Task: Drop the images; return everything else in the listing below exactly.

Exercise inputs:
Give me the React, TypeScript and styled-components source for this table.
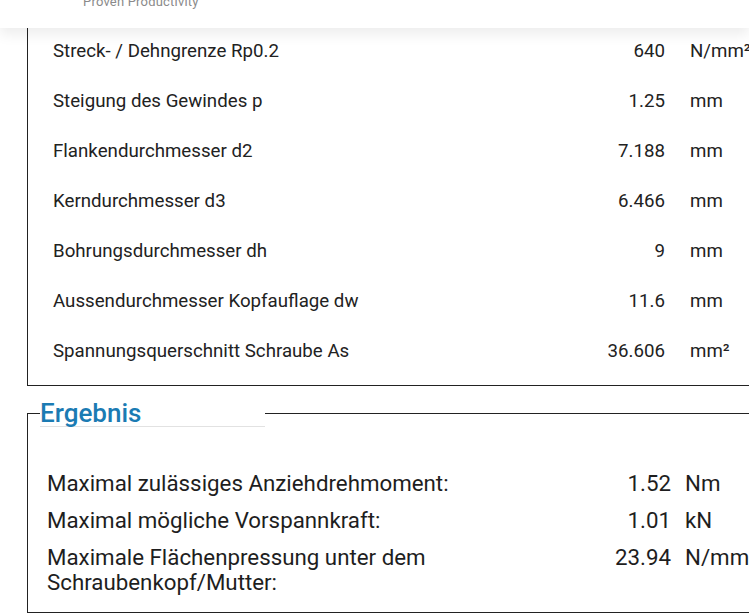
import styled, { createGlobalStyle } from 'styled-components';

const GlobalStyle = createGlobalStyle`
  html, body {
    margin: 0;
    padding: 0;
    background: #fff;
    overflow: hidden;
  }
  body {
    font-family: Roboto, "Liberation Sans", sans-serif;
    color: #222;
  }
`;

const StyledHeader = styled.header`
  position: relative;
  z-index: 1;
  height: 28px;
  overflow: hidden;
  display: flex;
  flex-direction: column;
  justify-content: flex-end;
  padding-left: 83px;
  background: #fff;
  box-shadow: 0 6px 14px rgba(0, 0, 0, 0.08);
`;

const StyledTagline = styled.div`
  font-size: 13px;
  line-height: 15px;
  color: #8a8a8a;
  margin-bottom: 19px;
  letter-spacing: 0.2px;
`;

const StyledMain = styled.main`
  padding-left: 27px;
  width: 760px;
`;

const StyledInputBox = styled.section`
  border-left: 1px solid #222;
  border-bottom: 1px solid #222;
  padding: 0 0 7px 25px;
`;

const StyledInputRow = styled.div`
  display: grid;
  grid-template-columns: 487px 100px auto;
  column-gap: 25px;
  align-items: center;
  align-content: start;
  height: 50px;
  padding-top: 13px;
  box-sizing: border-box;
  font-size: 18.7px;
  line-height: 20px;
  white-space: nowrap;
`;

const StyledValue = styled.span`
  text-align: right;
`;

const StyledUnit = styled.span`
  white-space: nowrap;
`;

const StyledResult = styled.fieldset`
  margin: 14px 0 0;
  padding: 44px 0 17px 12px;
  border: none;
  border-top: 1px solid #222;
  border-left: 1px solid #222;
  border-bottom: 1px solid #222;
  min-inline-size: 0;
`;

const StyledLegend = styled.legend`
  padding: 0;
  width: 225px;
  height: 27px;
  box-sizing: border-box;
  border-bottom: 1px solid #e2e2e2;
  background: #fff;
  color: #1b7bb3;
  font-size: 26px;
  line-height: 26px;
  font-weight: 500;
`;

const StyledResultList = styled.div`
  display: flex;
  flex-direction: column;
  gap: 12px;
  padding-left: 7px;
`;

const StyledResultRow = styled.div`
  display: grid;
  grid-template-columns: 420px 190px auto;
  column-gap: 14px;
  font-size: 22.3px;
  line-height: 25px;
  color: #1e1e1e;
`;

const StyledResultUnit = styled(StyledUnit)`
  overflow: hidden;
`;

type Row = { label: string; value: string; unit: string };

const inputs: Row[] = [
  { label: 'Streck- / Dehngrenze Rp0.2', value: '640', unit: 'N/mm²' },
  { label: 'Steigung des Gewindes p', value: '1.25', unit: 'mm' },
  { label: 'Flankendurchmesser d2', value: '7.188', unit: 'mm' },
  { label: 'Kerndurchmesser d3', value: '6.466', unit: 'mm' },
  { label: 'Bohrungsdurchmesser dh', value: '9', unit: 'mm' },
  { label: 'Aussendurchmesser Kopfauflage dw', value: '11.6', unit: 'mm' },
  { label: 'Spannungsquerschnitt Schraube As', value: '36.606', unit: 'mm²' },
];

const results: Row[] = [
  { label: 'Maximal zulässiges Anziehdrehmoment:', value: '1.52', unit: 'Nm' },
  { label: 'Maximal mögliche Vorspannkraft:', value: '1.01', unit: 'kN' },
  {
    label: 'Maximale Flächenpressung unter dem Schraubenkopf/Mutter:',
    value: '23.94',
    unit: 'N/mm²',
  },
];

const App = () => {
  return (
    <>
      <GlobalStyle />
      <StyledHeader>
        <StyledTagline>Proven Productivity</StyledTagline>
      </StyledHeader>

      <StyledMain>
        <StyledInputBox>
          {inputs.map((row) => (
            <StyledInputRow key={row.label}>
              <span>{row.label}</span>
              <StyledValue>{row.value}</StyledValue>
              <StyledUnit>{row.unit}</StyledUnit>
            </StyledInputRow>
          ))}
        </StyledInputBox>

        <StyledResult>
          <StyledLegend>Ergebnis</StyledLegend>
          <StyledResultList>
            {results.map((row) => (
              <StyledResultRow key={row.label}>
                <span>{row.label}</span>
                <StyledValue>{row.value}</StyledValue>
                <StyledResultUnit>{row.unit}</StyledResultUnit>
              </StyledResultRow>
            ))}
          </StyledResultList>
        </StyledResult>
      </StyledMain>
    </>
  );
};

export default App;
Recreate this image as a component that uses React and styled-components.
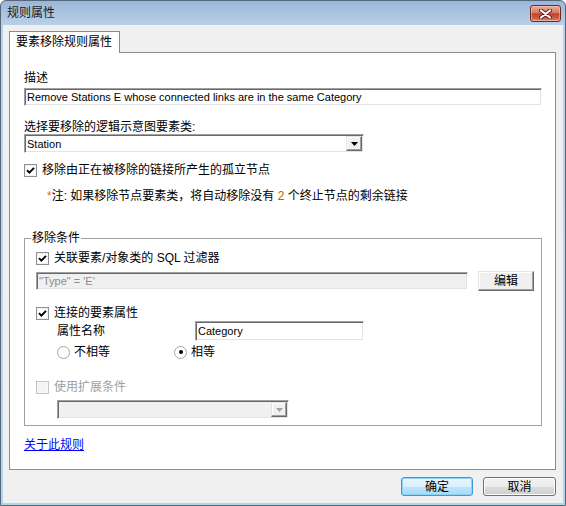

Correct answer:
Give me the React, TypeScript and styled-components source for this table.
import styled, { createGlobalStyle } from 'styled-components';

const GlobalStyle = createGlobalStyle`
  html, body {
    margin: 0;
    padding: 0;
    background: #fff;
    overflow: hidden;
  }
  body {
    font-family: Roboto, "Liberation Sans", sans-serif;
    color: #222;
  }
`;

const StyledHeader = styled.header`
  position: relative;
  z-index: 1;
  height: 28px;
  overflow: hidden;
  display: flex;
  flex-direction: column;
  justify-content: flex-end;
  padding-left: 83px;
  background: #fff;
  box-shadow: 0 6px 14px rgba(0, 0, 0, 0.08);
`;

const StyledTagline = styled.div`
  font-size: 13px;
  line-height: 15px;
  color: #8a8a8a;
  margin-bottom: 19px;
  letter-spacing: 0.2px;
`;

const StyledMain = styled.main`
  padding-left: 27px;
  width: 760px;
`;

const StyledInputBox = styled.section`
  border-left: 1px solid #222;
  border-bottom: 1px solid #222;
  padding: 0 0 7px 25px;
`;

const StyledInputRow = styled.div`
  display: grid;
  grid-template-columns: 487px 100px auto;
  column-gap: 25px;
  align-items: center;
  align-content: start;
  height: 50px;
  padding-top: 13px;
  box-sizing: border-box;
  font-size: 18.7px;
  line-height: 20px;
  white-space: nowrap;
`;

const StyledValue = styled.span`
  text-align: right;
`;

const StyledUnit = styled.span`
  white-space: nowrap;
`;

const StyledResult = styled.fieldset`
  margin: 14px 0 0;
  padding: 44px 0 17px 12px;
  border: none;
  border-top: 1px solid #222;
  border-left: 1px solid #222;
  border-bottom: 1px solid #222;
  min-inline-size: 0;
`;

const StyledLegend = styled.legend`
  padding: 0;
  width: 225px;
  height: 27px;
  box-sizing: border-box;
  border-bottom: 1px solid #e2e2e2;
  background: #fff;
  color: #1b7bb3;
  font-size: 26px;
  line-height: 26px;
  font-weight: 500;
`;

const StyledResultList = styled.div`
  display: flex;
  flex-direction: column;
  gap: 12px;
  padding-left: 7px;
`;

const StyledResultRow = styled.div`
  display: grid;
  grid-template-columns: 420px 190px auto;
  column-gap: 14px;
  font-size: 22.3px;
  line-height: 25px;
  color: #1e1e1e;
`;

const StyledResultUnit = styled(StyledUnit)`
  overflow: hidden;
`;

type Row = { label: string; value: string; unit: string };

const inputs: Row[] = [
  { label: 'Streck- / Dehngrenze Rp0.2', value: '640', unit: 'N/mm²' },
  { label: 'Steigung des Gewindes p', value: '1.25', unit: 'mm' },
  { label: 'Flankendurchmesser d2', value: '7.188', unit: 'mm' },
  { label: 'Kerndurchmesser d3', value: '6.466', unit: 'mm' },
  { label: 'Bohrungsdurchmesser dh', value: '9', unit: 'mm' },
  { label: 'Aussendurchmesser Kopfauflage dw', value: '11.6', unit: 'mm' },
  { label: 'Spannungsquerschnitt Schraube As', value: '36.606', unit: 'mm²' },
];

const results: Row[] = [
  { label: 'Maximal zulässiges Anziehdrehmoment:', value: '1.52', unit: 'Nm' },
  { label: 'Maximal mögliche Vorspannkraft:', value: '1.01', unit: 'kN' },
  {
    label: 'Maximale Flächenpressung unter dem Schraubenkopf/Mutter:',
    value: '23.94',
    unit: 'N/mm²',
  },
];

const App = () => {
  return (
    <>
      <GlobalStyle />
      <StyledHeader>
        <StyledTagline>Proven Productivity</StyledTagline>
      </StyledHeader>

      <StyledMain>
        <StyledInputBox>
          {inputs.map((row) => (
            <StyledInputRow key={row.label}>
              <span>{row.label}</span>
              <StyledValue>{row.value}</StyledValue>
              <StyledUnit>{row.unit}</StyledUnit>
            </StyledInputRow>
          ))}
        </StyledInputBox>

        <StyledResult>
          <StyledLegend>Ergebnis</StyledLegend>
          <StyledResultList>
            {results.map((row) => (
              <StyledResultRow key={row.label}>
                <span>{row.label}</span>
                <StyledValue>{row.value}</StyledValue>
                <StyledResultUnit>{row.unit}</StyledResultUnit>
              </StyledResultRow>
            ))}
          </StyledResultList>
        </StyledResult>
      </StyledMain>
    </>
  );
};

export default App;
Recreate this image as a component that uses React and styled-components.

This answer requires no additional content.